Amos 4:10-11, "I sent among you a plague after the manner of Egypt; Your young men I killed with a sword, Along with your captive horses; I made the stench of your camps come up into your nostrils; Yet you have not returned to Me," Says the LORD. 11"I overthrew [some] of you, As God overthrew Sodom and Gomorrah, And you were like a firebrand plucked from the burning; Yet you have not returned to Me," Says the LORD."
Who is the one speaking in verse 10? The LORD, YHWH. But the LORD says in verse 11, "I overthrew some of you, as God overthrew Sodom and Gomorrah ..." The LORD is speaking and He speaks about God overthrowing Sodom and Gomorrah. There seems to be a plurality, a more than one-ness occurring here.
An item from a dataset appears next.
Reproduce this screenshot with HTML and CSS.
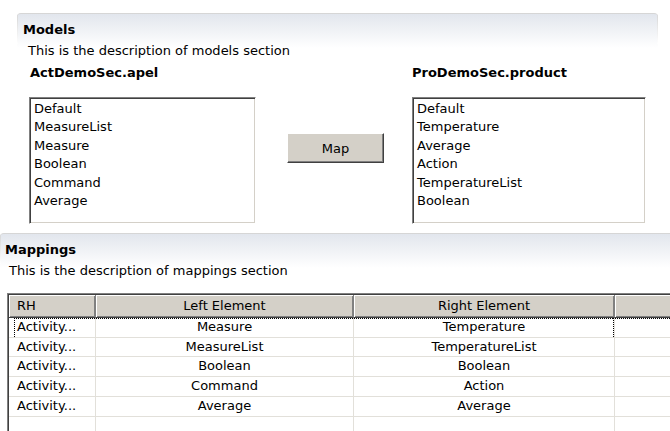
FILE: index.html
```html
<!DOCTYPE html>
<html lang="en">
<head>
  <meta charset="UTF-8" />
  <title>Models and Mappings</title>
  <link rel="stylesheet" href="styles.css">
</head>
<body>

  <div class="section models">
    <div class="sec-head">Models</div>
    <div class="sec-desc">This is the description of models section</div>
    <div class="model-row">
      <div class="model-col">
        <div class="col-title">ActDemoSec.apel</div>
        <div class="listbox left-list">
          <div>Default</div>
          <div>MeasureList</div>
          <div>Measure</div>
          <div>Boolean</div>
          <div>Command</div>
          <div>Average</div>
        </div>
      </div>
      <div class="map-col">
        <button class="map-btn">Map</button>
      </div>
      <div class="model-col">
        <div class="col-title">ProDemoSec.product</div>
        <div class="listbox right-list">
          <div>Default</div>
          <div>Temperature</div>
          <div>Average</div>
          <div>Action</div>
          <div>TemperatureList</div>
          <div>Boolean</div>
        </div>
      </div>
    </div>
  </div>

  <div class="section mappings">
    <div class="sec-head">Mappings</div>
    <div class="sec-desc">This is the description of mappings section</div>
    <div class="grid">
      <table>
        <colgroup>
          <col class="c-rh">
          <col class="c-left">
          <col class="c-right">
          <col class="c-rest">
        </colgroup>
        <thead>
          <tr>
            <th class="rh">RH</th>
            <th>Left Element</th>
            <th>Right Element</th>
            <th></th>
          </tr>
        </thead>
        <tbody>
          <tr class="focus">
            <td class="rh">Activity...</td>
            <td>Measure</td>
            <td class="right-el">Temperature</td>
            <td></td>
          </tr>
          <tr>
            <td class="rh">Activity...</td>
            <td>MeasureList</td>
            <td>TemperatureList</td>
            <td></td>
          </tr>
          <tr>
            <td class="rh">Activity...</td>
            <td>Boolean</td>
            <td>Boolean</td>
            <td></td>
          </tr>
          <tr>
            <td class="rh">Activity...</td>
            <td>Command</td>
            <td>Action</td>
            <td></td>
          </tr>
          <tr>
            <td class="rh">Activity...</td>
            <td>Average</td>
            <td>Average</td>
            <td></td>
          </tr>
          <tr>
            <td class="rh"></td>
            <td></td>
            <td></td>
            <td></td>
          </tr>
        </tbody>
      </table>
    </div>
  </div>

</body>
</html>
```

FILE: styles.css
```css
html, body { overflow: hidden; }
body { margin: 0; background: #fff; color: #000; font-family: "DejaVu Sans", Verdana, sans-serif; font-size: 13px; width: 670px; height: 431px; }

/* form sections: top border only, the sides fade out with the title band */
.section { box-sizing: border-box; border-top: 1px solid #d6d6d6; border-radius: 4px 4px 0 0;
  background:
    linear-gradient(#d6d6d6, #fff 30px) left top / 1px 30px no-repeat,
    linear-gradient(#d6d6d6, #fff 30px) right top / 1px 30px no-repeat,
    linear-gradient(#e2e6ed, #fff 34px) 0 0 / 100% 34px no-repeat; }
.models { margin: 13px 0 0 17px; width: 641px; height: 220px; }
.mappings { width: 690px; height: 200px; }
.sec-head { font-weight: bold; line-height: 18px; padding: 7px 0 0 6px; }
.mappings .sec-head { padding-left: 5px; }
.sec-desc { line-height: 18px; margin-top: 3px; padding-left: 11px; }
.mappings .sec-desc { padding-left: 9px; }

/* models */
.model-row { display: flex; margin-top: 1px; padding-left: 12px; }
.col-title { font-weight: bold; line-height: 18px; margin: 3px 0 15px; padding-left: 1px; }
.listbox { box-sizing: border-box; height: 127px; padding: 2px 0 0 4px; line-height: 18.4px; border: 1px solid; border-color: #808080 #fff #fff #808080; box-shadow: inset 1px 1px #404040, inset -1px -1px #d4d0c8; }
.left-list { width: 227px; }
.right-list { width: 234px; margin-left: 1px; }
.map-col { margin: 72px 27px 0 31px; }
.map-btn { width: 97px; height: 30px; padding: 0; font: inherit; color: #000; background: #d4d0c8; border: 1px solid; border-color: #fff #404040 #404040 #fff; box-shadow: inset -1px -1px #808080; cursor: pointer; }

/* mappings table */
.grid { margin: 13px 0 0 7px; border-top: 1px solid #808080; border-left: 1px solid #808080; }
table { table-layout: fixed; width: 685px; border-collapse: separate; border-spacing: 0; border-top: 1px solid #404040; border-left: 1px solid #404040; }
.c-rh { width: 87px; }
.c-left { width: 258px; }
.c-right { width: 261px; }
.c-rest { width: 79px; }
th { padding: 0; font-weight: normal; line-height: 22px; background: #d4d0c8; border-right: 1px solid #808080; border-bottom: 1px solid #404040; box-shadow: inset 1px 1px #fff, inset -1px -1px #808080; white-space: nowrap; }
td { padding: 0; height: 18.7px; line-height: 18.7px; text-align: center; border-right: 1px solid #e2e0da; border-bottom: 1px solid #e2e0da; white-space: nowrap; overflow: hidden; }
th.rh, td.rh { text-align: left; padding-left: 8px; }
tr.focus td { background: repeating-linear-gradient(90deg, #000 0 1px, transparent 1px 2px) 0 0 / 100% 1px no-repeat; }
tr.focus td.rh { background:
  repeating-linear-gradient(90deg, #000 0 1px, transparent 1px 2px) 5px 0 / 100% 1px no-repeat,
  repeating-linear-gradient(180deg, #000 0 1px, transparent 1px 2px) 5px 0 / 1px 100% no-repeat; }
tr.focus td.right-el { background:
  repeating-linear-gradient(90deg, #000 0 1px, transparent 1px 2px) 0 0 / 100% 1px no-repeat,
  repeating-linear-gradient(180deg, #000 0 1px, transparent 1px 2px) 100% 0 / 1px 100% no-repeat; }
```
If you are a Trinitarian, there is no problem. God Almighty was seen in the Old Testament, only, it wasn't the Father. It was Jesus. Jesus said in John 8:58, "Before Abraham was, I AM." He was quoting God speaking to Moses at the burning bush in Exodus 3:14. Jesus claimed to be the I AM, YHWH. In fact, YHWH means, I AM.
Was God seen in the Old Testament? Yes. Was it the Father? No. The Christadelphian theology is wrong for there is more than one person in the God head.